Gebäude entstehen auf einer grünen Wiese.

Köln – Schon die Bezeichnung „Grüne Immobilienfonds“ klingt zukunftssicher.  Der Megatrend Nachhaltigkeit zieht sich durch sämtliche Branchen und gesellschaftliche Schichten und macht auch vor Anlegern nicht Halt, wie eine Umfrage des Beraterhauses PwC und dem Fondsanalysehaus Morningstar unter 250 Anlegern zeigt: Für 89 Prozent von ihnen ist Nachhaltigkeit kein kurzfristiger Trend, sondern ein langfristiger Systemwechsel.

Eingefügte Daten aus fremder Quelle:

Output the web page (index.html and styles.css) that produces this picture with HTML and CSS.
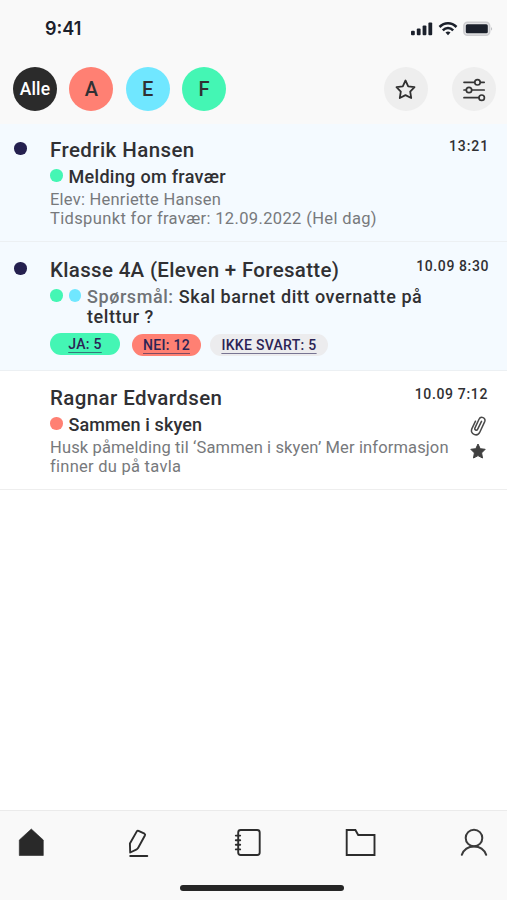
FILE: index.html
```html
<!DOCTYPE html>
<html lang="no">
<head>
<meta charset="utf-8">
<title>Meldinger</title>
<link rel="stylesheet" href="styles.css">
</head>
<body>
<div class="app">
  <header class="header">
    <div class="status">
      <span class="clock">9:41</span>
      <svg class="status-icons" width="82" height="16" viewBox="0 0 82 16">
        <g fill="#1b202b"><rect x="0" y="9.800" width="3.800" height="4.400" rx="1"/><rect x="5.800" y="7.600" width="3.800" height="6.600" rx="1"/><rect x="11.600" y="4.600" width="3.800" height="9.600" rx="1"/><rect x="17.400" y="1.400" width="3.800" height="12.800" rx="1"/></g>
        <g fill="none" stroke="#1b202b" stroke-width="2.500"><path d="M28.500 6C33.500 .9 40.500 .9 45.500 6"/><path d="M31.800 9.300C34.800 6.300 39.200 6.300 42.200 9.300"/></g>
        <path d="M34.500 11.500Q37 9.700 39.500 11.500L37 14.300Z" fill="#1b202b"/>
        <rect x="52.900" y="1.200" width="25.700" height="13" rx="3.500" fill="#e4e4e6" stroke="#cdcdd0" stroke-width="1.600"/>
        <rect x="54.800" y="3.200" width="22" height="9" rx="1.500" fill="#1b202b"/>
        <path d="M80.200 5.700Q82 7.700 80.200 9.700Z" fill="#aeb0b5"/>
      </svg>
    </div>
    <div class="filters">
      <span class="chip all">Alle</span>
      <span class="chip red">A</span>
      <span class="chip blue">E</span>
      <span class="chip green">F</span>
      <span class="round star"><svg width="44" height="44" viewBox="0 0 44 44"><path d="M21.500 13.500L24.200 19.300L30.500 20.100L26.200 24.600L27.200 31L21.500 28.100L15.800 31L16.800 24.600L12.500 20.100L18.800 19.300Z" fill="none" stroke="#303030" stroke-width="1.800" stroke-linejoin="round"/></svg></span>
      <span class="round sliders"><svg width="44" height="44" viewBox="0 0 44 44"><g fill="#eee" stroke="#353535" stroke-width="1.700" stroke-linecap="round"><path d="M12 15.300H32.200M12 23H32.200M12 30.700H32.200"/><circle cx="25.500" cy="15.300" r="2.700"/><circle cx="17" cy="23" r="2.700"/><circle cx="29.700" cy="30.700" r="2.700"/></g></svg></span>
    </div>
  </header>

  <main>
    <article class="message unread first">
      <i class="dot navy"></i>
      <div class="content">
        <div class="top"><h2 class="n1">Fredrik Hansen</h2><time class="t1">13:21</time></div>
        <div class="subject"><i class="dot green"></i><p class="s1">Melding om fravær</p></div>
        <p class="detail"><span class="d1">Elev: Henriette Hansen</span><br><span class="d2">Tidspunkt for fravær: 12.09.2022 (Hel dag)</span></p>
      </div>
    </article>
    <article class="message unread second">
      <i class="dot navy"></i>
      <div class="content">
        <div class="top"><h2 class="n2">Klasse 4A (Eleven + Foresatte)</h2><time class="t2">10.09 8:30</time></div>
        <div class="subject"><i class="dot green"></i><i class="dot blue"></i><p class="s2"><span class="label">Spørsmål:</span> Skal barnet ditt overnatte på<br>telttur ?</p></div>
        <div class="answers"><span class="pill yes"><u>JA: 5</u></span><span class="pill no"><u>NEI: 12</u></span><span class="pill none"><u>IKKE SVART: 5</u></span></div>
      </div>
    </article>
    <article class="message third">
      <i class="dot"></i>
      <div class="content">
        <div class="top"><h2 class="n3">Ragnar Edvardsen</h2><time class="t3">10.09 7:12</time></div>
        <div class="body">
          <div>
            <div class="subject"><i class="dot red"></i><p class="s3">Sammen i skyen</p></div>
            <p class="detail"><span class="d3">Husk påmelding til ‘Sammen i skyen’ Mer informasjon</span><br><span class="d4">finner du på tavla</span></p>
          </div>
          <div class="marks">
            <svg width="18" height="22" viewBox="0 0 18 22"><path d="M12.500 6.300L8.700 14.100C7.700 16.100 5.100 14.900 6 12.900L10 4.300C11.700 .5 17.300 2.900 15.700 6.600L10.900 17C8.400 22.400 .5 19.200 2.900 13.600L6.500 6.200" fill="none" stroke="#484848" stroke-width="1.500" stroke-linecap="round"/></svg>
            <svg width="18" height="18" viewBox="0 0 18 18"><path d="M9 2L11.200 6.700L16.200 7.300L12.600 10.900L13.500 16L9 13.600L4.500 16L5.400 10.900L1.800 7.300L6.800 6.700Z" fill="#404040" stroke="#404040" stroke-linejoin="round"/></svg>
          </div>
        </div>
      </div>
    </article>
  </main>

  <footer class="footer">
    <nav class="tabs">
      <svg width="32" height="32" viewBox="0 0 32 32"><path d="M16.300 3L28.300 14V29.500H4.300V14Z" fill="#292929" stroke="#292929" stroke-width=".6" stroke-linejoin="round"/></svg>
      <svg width="32" height="32" viewBox="0 0 32 32"><g fill="none" stroke="#2d2d2d" stroke-width="1.900" stroke-linecap="round" stroke-linejoin="round"><path d="M16.500 4.800L22.500 7.700Q23.500 8.300 22.900 9.500L16.200 21.700Q15.500 23 14.200 23.600L8.200 26.500L7.900 17.500L14.800 5.400Q15.500 4.300 16.500 4.800Z"/><path d="M8.200 30H25.300"/></g></svg>
      <svg width="32" height="32" viewBox="0 0 32 32"><g fill="none" stroke="#2d2d2d" stroke-width="1.900" stroke-linecap="round"><rect x="7.200" y="4" width="21.500" height="25" rx="2.500"/><path d="M4.800 9.600H9.200M4.800 14.200H9.200M4.800 18.800H9.200M4.800 23.400H9.200"/></g></svg>
      <svg width="32" height="32" viewBox="0 0 32 32"><path d="M2.700 4H11.400L14.200 9H30.500V29H2.700Z" fill="none" stroke="#2d2d2d" stroke-width="1.900"/></svg>
      <svg width="32" height="32" viewBox="0 0 32 32"><g fill="none" stroke="#3b3b3b" stroke-width="2" stroke-linecap="round"><circle cx="16" cy="12" r="8.300"/><path d="M3.800 28.800C8 17.700 24 17.700 28.200 28.800"/></g></svg>
    </nav>
    <div class="home-bar"></div>
  </footer>
</div>
</body>
</html>
```
FILE: styles.css
```css
* { box-sizing: border-box; }
body { margin: 0; background: #fff; color: #303033; font-family: Roboto, "Liberation Sans", sans-serif; }
h2, p { margin: 0; font-weight: 500; white-space: nowrap; }
svg { display: block; flex: none; }
.app { width: 507px; height: 900px; display: flex; flex-direction: column; overflow: hidden; }
.header { height: 124px; flex: none; background: #f9f9f9; padding-top: 18px; }
.status { height: 22px; display: flex; align-items: center; justify-content: space-between; padding: 0 14px 0 45px; }
.clock { font: 600 18px/22px Inter, sans-serif; color: #1b202b; }
.filters { display: flex; align-items: center; padding: 27px 11px 0 13px; }
.chip { width: 44px; height: 44px; border-radius: 50%; margin-right: 12.300px; font-size: 20px; font-weight: 500; line-height: 45px; text-align: center; }
.all { background: #2b2b2b; color: #fff; font-size: 17.500px; letter-spacing: .1px; }
.red { background: #ff8073; }
.blue { background: #70e7ff; }
.green { background: #44f6b4; }
.round { width: 44px; height: 44px; border-radius: 50%; background: #eeeeee; }
.round.star { margin-left: auto; margin-right: 24px; }
.message { display: flex; padding-left: 14px; padding-right: 18px; border-bottom: 1.500px solid #ecf0f3; }
.unread { background: #f4faff; }
.first { height: 118px; padding-top: 13px; }
.second { height: 129px; padding-top: 15px; }
.third { height: 119px; padding-top: 14px; border-color: #eeeeee; }
.dot { width: 12.500px; height: 12.500px; border-radius: 50%; flex: none; }
.navy { background: #24204f; }
.message > .dot { margin-top: 5px; margin-right: 23.500px; }
.content { flex: 1; min-width: 0; }
.top { display: flex; justify-content: space-between; height: 26px; }
h2 { font-size: 20.500px; line-height: 26px; }
time { font-size: 14px; line-height: 19px; font-weight: 500; white-space: nowrap; }
.subject { display: flex; margin-top: 4px; font-size: 18px; line-height: 19.500px; }
.subject .dot { margin: 2px 6px 0 0; }
.label { color: #707377; }
.detail { margin-top: 3px; font-size: 16.500px; line-height: 19.500px; font-weight: 400; color: #77797c; }
.n1 { letter-spacing: .42px; }
.n2 { letter-spacing: .32px; }
.n3 { letter-spacing: .4px; }
.s1 { letter-spacing: .31px; }
.s2 { letter-spacing: .57px; }
.s3 { letter-spacing: .1px; }
.d1 { letter-spacing: .23px; }
.d2 { letter-spacing: .36px; }
.d3 { letter-spacing: .13px; }
.d4 { letter-spacing: .26px; }
.t1 { letter-spacing: .9px; }
.t2 { letter-spacing: .6px; }
.t3 { letter-spacing: .65px; margin-right: 1px; }
.answers { display: flex; align-items: flex-start; margin-top: 7px; }
.pill { height: 22px; border-radius: 11px; text-align: center; font-size: 14px; line-height: 23px; font-weight: 500; letter-spacing: .3px; color: #2b2455; white-space: nowrap; }
.pill u { text-underline-offset: 3px; text-decoration-thickness: 1px; text-decoration-skip-ink: none; text-decoration-color: #2b245599; }
.yes { width: 70px; background: #44f6b4; margin-right: 12px; }
.no { width: 69px; background: #ff8073; margin: 1px 9px 0 0; }
.none { width: 118px; background: #ececee; margin-top: 1px; }
.body { display: flex; justify-content: space-between; }
.body > div:first-child { width: 400px; }
.marks { padding-top: 4px; margin-right: 2.500px; }
.marks svg + svg { margin-top: 5px; }
.footer { height: 90px; margin-top: auto; flex: none; background: #f9f9f9; border-top: 1px solid #ebebeb; }
.tabs { display: grid; grid-template-columns: 107px 109px 113px 114px 32px; padding: 14.500px 17px 0 15px; }
.home-bar { width: 164px; height: 6px; border-radius: 3px; background: #262626; margin: 27.500px auto 0 180px; }
```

Immobilienfonds investieren in der Regel in Wohnparks oder Bürogebäude. Sie gelten als sicher, weil die Mietpreise seit Jahren steigen, weil sie nicht abhängig von Kursschwankungen an der Börse sind und Schutz vor Inflation bieten. Die Labels grün oder nachhaltig implizieren, dass die Gebäude in den Fonds mit den sich immer weiter entwickelnden Anforderungen des Gesetzgebers mithalten können, energieeffizient und emissionsarm sind.

Definition von Grün

Ein Potenzial, das Fondsanbieter erkannt haben. Rund 80 Prozent von 42 befragten Vermögensverwaltern wollen dem Analysehaus Scope zufolge in den nächsten zwei Jahren nachhaltige Immobilienprodukte auflegen. Doch die Datenlage ist schwierig, denn über die Definition von Grün wird gestritten.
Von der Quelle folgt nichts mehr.